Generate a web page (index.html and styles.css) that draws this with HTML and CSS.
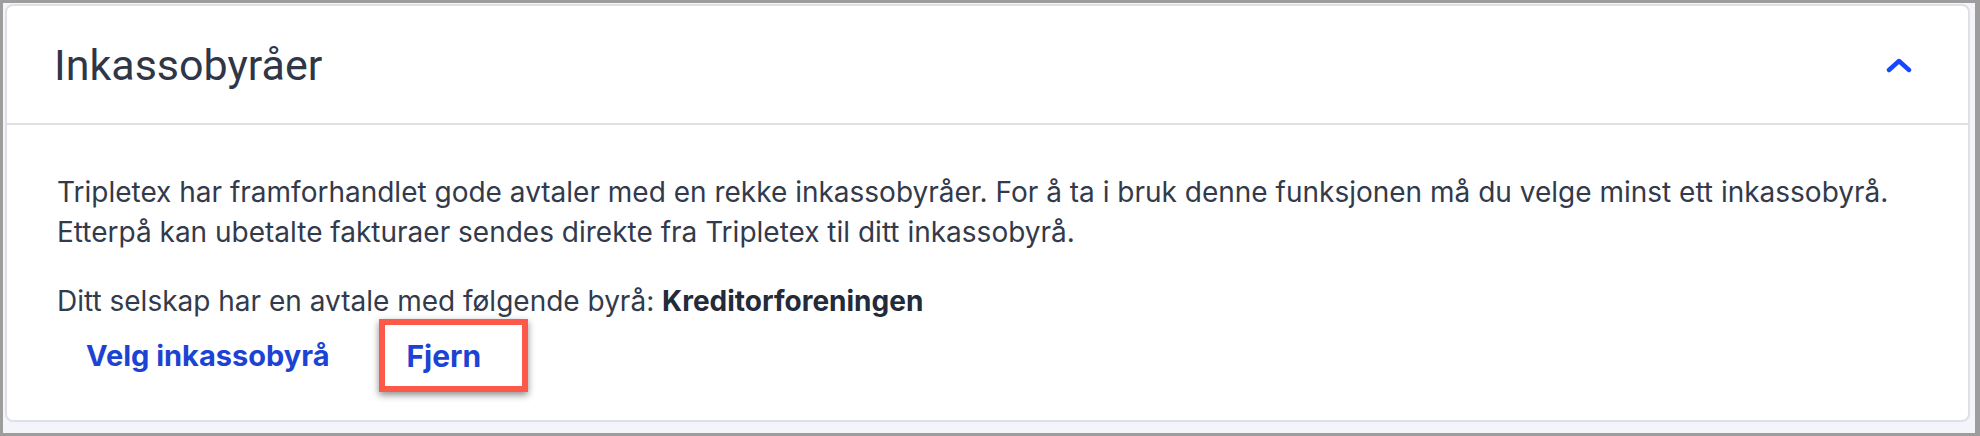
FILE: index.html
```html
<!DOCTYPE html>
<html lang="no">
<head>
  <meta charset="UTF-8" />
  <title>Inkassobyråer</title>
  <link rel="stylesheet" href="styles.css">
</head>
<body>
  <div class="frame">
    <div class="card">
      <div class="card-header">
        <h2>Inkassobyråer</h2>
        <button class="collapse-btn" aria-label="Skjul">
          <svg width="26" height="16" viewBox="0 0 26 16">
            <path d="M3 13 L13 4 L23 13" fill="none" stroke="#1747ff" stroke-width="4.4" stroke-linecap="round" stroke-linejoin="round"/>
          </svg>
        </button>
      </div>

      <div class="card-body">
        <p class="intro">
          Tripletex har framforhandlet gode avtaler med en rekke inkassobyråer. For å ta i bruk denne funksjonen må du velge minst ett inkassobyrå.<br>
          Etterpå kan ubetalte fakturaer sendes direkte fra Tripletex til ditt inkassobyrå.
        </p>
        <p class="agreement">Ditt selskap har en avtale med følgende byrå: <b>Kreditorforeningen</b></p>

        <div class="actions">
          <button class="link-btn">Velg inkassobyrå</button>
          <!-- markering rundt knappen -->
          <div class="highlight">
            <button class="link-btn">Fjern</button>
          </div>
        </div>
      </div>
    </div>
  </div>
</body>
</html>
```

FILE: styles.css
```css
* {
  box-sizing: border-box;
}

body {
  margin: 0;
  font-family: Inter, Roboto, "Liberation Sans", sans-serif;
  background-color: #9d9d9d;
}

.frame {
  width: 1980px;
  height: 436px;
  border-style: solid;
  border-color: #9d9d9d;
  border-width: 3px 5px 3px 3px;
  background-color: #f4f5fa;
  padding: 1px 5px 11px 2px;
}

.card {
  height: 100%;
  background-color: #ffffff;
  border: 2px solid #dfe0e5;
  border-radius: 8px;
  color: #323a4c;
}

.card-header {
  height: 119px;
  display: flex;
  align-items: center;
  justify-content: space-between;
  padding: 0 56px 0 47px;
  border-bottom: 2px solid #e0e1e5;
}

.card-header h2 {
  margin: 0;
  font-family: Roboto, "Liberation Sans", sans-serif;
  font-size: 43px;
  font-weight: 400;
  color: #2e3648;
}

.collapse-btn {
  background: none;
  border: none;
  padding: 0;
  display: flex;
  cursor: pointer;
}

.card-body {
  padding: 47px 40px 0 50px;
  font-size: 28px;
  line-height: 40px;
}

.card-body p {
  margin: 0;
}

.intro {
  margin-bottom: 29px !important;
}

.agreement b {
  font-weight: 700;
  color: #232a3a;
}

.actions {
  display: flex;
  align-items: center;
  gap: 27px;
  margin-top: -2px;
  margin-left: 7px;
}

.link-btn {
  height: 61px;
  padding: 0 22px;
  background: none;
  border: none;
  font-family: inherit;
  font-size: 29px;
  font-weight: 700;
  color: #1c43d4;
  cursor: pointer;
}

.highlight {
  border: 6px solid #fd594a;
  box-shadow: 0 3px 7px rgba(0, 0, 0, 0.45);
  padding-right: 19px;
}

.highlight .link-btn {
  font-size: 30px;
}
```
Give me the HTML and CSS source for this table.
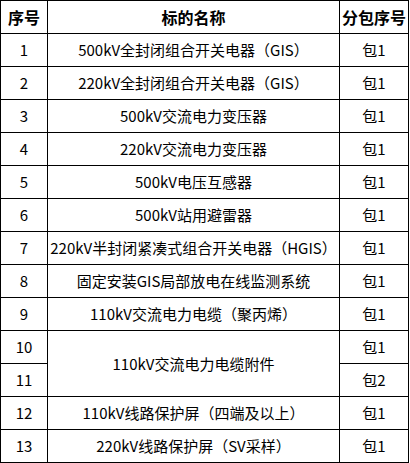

**Task brief**
Repeat the records above exactly, leaving out any pictures they contain.

**Answer**
Generate a web page (index.html and styles.css) that draws this with HTML and CSS.
FILE: index.html
```html
<!DOCTYPE html>
<html lang="no">
<head>
  <meta charset="UTF-8" />
  <title>Inkassobyråer</title>
  <link rel="stylesheet" href="styles.css">
</head>
<body>
  <div class="frame">
    <div class="card">
      <div class="card-header">
        <h2>Inkassobyråer</h2>
        <button class="collapse-btn" aria-label="Skjul">
          <svg width="26" height="16" viewBox="0 0 26 16">
            <path d="M3 13 L13 4 L23 13" fill="none" stroke="#1747ff" stroke-width="4.4" stroke-linecap="round" stroke-linejoin="round"/>
          </svg>
        </button>
      </div>

      <div class="card-body">
        <p class="intro">
          Tripletex har framforhandlet gode avtaler med en rekke inkassobyråer. For å ta i bruk denne funksjonen må du velge minst ett inkassobyrå.<br>
          Etterpå kan ubetalte fakturaer sendes direkte fra Tripletex til ditt inkassobyrå.
        </p>
        <p class="agreement">Ditt selskap har en avtale med følgende byrå: <b>Kreditorforeningen</b></p>

        <div class="actions">
          <button class="link-btn">Velg inkassobyrå</button>
          <!-- markering rundt knappen -->
          <div class="highlight">
            <button class="link-btn">Fjern</button>
          </div>
        </div>
      </div>
    </div>
  </div>
</body>
</html>
```

FILE: styles.css
```css
* {
  box-sizing: border-box;
}

body {
  margin: 0;
  font-family: Inter, Roboto, "Liberation Sans", sans-serif;
  background-color: #9d9d9d;
}

.frame {
  width: 1980px;
  height: 436px;
  border-style: solid;
  border-color: #9d9d9d;
  border-width: 3px 5px 3px 3px;
  background-color: #f4f5fa;
  padding: 1px 5px 11px 2px;
}

.card {
  height: 100%;
  background-color: #ffffff;
  border: 2px solid #dfe0e5;
  border-radius: 8px;
  color: #323a4c;
}

.card-header {
  height: 119px;
  display: flex;
  align-items: center;
  justify-content: space-between;
  padding: 0 56px 0 47px;
  border-bottom: 2px solid #e0e1e5;
}

.card-header h2 {
  margin: 0;
  font-family: Roboto, "Liberation Sans", sans-serif;
  font-size: 43px;
  font-weight: 400;
  color: #2e3648;
}

.collapse-btn {
  background: none;
  border: none;
  padding: 0;
  display: flex;
  cursor: pointer;
}

.card-body {
  padding: 47px 40px 0 50px;
  font-size: 28px;
  line-height: 40px;
}

.card-body p {
  margin: 0;
}

.intro {
  margin-bottom: 29px !important;
}

.agreement b {
  font-weight: 700;
  color: #232a3a;
}

.actions {
  display: flex;
  align-items: center;
  gap: 27px;
  margin-top: -2px;
  margin-left: 7px;
}

.link-btn {
  height: 61px;
  padding: 0 22px;
  background: none;
  border: none;
  font-family: inherit;
  font-size: 29px;
  font-weight: 700;
  color: #1c43d4;
  cursor: pointer;
}

.highlight {
  border: 6px solid #fd594a;
  box-shadow: 0 3px 7px rgba(0, 0, 0, 0.45);
  padding-right: 19px;
}

.highlight .link-btn {
  font-size: 30px;
}
```
Give me the HTML and CSS source for this table.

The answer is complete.